[start of RECORDS SHOWN]
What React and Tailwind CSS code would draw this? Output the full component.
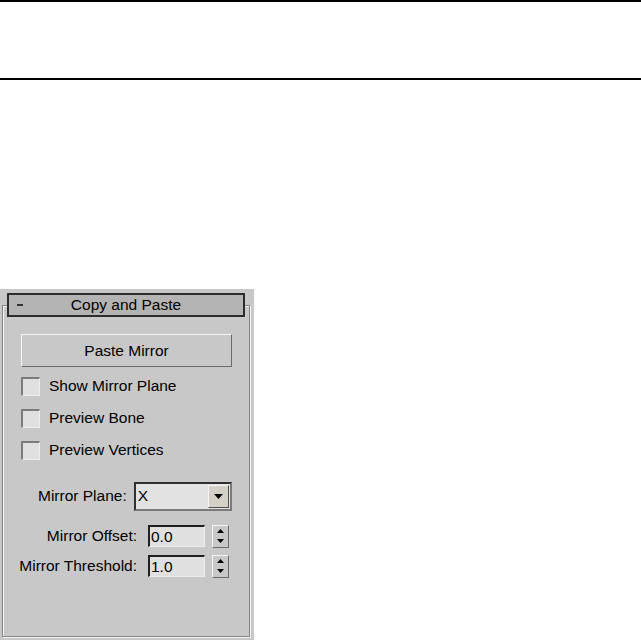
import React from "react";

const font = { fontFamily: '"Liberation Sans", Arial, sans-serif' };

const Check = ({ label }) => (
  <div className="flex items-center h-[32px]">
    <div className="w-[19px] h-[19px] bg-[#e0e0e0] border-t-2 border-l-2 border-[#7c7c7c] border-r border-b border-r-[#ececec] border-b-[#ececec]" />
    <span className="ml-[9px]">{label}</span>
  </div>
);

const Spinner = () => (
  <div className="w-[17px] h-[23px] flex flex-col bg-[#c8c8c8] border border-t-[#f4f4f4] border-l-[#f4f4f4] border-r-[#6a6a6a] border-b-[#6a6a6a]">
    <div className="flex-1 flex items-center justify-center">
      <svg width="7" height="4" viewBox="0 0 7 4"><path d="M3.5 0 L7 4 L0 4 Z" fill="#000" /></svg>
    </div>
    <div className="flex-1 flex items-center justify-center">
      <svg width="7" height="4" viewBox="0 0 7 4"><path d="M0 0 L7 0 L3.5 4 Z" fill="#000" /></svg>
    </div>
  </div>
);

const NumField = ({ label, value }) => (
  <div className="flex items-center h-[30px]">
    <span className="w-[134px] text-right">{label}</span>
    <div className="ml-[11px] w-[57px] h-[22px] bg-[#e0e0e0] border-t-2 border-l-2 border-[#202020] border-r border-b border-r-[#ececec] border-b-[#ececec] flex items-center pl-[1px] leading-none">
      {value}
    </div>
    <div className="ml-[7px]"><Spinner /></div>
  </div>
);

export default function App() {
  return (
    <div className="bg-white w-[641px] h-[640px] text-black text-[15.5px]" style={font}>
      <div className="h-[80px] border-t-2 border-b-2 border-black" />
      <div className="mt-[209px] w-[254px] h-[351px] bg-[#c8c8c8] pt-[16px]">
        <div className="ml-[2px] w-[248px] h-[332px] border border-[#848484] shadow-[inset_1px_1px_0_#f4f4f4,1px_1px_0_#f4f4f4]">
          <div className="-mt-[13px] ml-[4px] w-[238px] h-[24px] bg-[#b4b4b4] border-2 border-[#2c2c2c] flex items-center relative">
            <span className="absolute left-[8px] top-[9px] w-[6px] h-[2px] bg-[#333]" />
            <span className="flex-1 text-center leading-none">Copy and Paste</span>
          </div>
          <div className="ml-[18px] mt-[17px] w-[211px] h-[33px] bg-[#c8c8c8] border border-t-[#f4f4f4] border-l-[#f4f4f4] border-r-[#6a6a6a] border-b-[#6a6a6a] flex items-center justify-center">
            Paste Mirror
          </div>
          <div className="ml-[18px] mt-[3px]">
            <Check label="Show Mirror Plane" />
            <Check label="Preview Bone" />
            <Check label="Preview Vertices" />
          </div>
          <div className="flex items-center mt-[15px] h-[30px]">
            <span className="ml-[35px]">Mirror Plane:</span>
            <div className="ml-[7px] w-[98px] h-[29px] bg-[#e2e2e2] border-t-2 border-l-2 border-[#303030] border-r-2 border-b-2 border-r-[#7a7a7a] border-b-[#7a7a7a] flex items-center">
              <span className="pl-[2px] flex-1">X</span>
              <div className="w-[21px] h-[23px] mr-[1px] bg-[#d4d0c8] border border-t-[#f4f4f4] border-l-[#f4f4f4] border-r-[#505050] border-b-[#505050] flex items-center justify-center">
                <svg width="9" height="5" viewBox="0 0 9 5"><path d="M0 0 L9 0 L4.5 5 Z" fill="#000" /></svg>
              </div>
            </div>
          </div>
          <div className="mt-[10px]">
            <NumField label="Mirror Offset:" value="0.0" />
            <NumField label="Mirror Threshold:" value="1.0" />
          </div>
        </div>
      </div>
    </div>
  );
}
[end of RECORDS SHOWN]
[start of RECORDS SHOWN]
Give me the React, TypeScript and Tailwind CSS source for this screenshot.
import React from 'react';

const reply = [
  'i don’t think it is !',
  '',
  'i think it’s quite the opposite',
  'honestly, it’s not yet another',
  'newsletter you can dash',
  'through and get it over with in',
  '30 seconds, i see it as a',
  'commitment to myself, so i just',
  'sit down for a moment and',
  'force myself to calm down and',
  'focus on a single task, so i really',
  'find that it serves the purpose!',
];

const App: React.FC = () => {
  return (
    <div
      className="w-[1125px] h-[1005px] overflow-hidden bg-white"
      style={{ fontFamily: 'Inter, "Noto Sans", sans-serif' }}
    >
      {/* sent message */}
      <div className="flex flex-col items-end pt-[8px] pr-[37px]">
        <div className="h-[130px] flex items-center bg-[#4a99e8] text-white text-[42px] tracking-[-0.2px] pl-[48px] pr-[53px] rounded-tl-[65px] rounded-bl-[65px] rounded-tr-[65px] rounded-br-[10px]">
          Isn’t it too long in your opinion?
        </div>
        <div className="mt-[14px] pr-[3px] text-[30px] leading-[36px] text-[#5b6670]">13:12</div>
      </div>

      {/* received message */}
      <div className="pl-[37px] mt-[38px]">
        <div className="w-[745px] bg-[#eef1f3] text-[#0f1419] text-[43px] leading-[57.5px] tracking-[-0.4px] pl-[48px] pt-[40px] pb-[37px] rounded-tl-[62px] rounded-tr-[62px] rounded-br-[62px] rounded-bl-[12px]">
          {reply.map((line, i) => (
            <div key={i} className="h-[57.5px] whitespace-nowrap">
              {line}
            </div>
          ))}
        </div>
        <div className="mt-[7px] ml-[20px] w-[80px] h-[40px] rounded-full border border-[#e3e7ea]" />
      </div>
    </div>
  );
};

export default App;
[end of RECORDS SHOWN]
[start of RECORDS SHOWN]
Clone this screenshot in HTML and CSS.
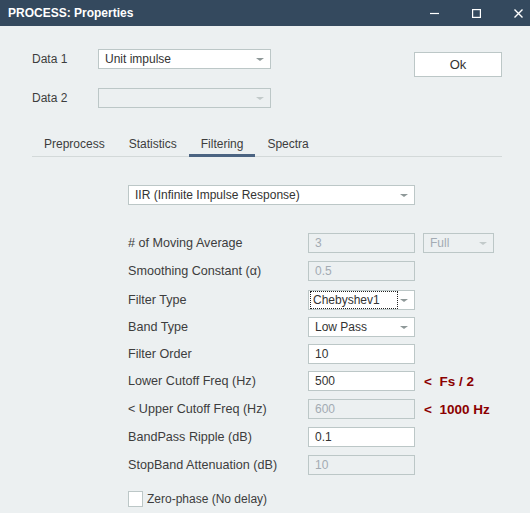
[end of RECORDS SHOWN]
WHAT YOU NEED TO DO: Show every line from the listing above in which the string "this" appears.

COMPLETE OUTPUT:
What React and Tailwind CSS code would draw this? Output the full component.
Give me the React, TypeScript and Tailwind CSS source for this screenshot.
Clone this screenshot in HTML and CSS.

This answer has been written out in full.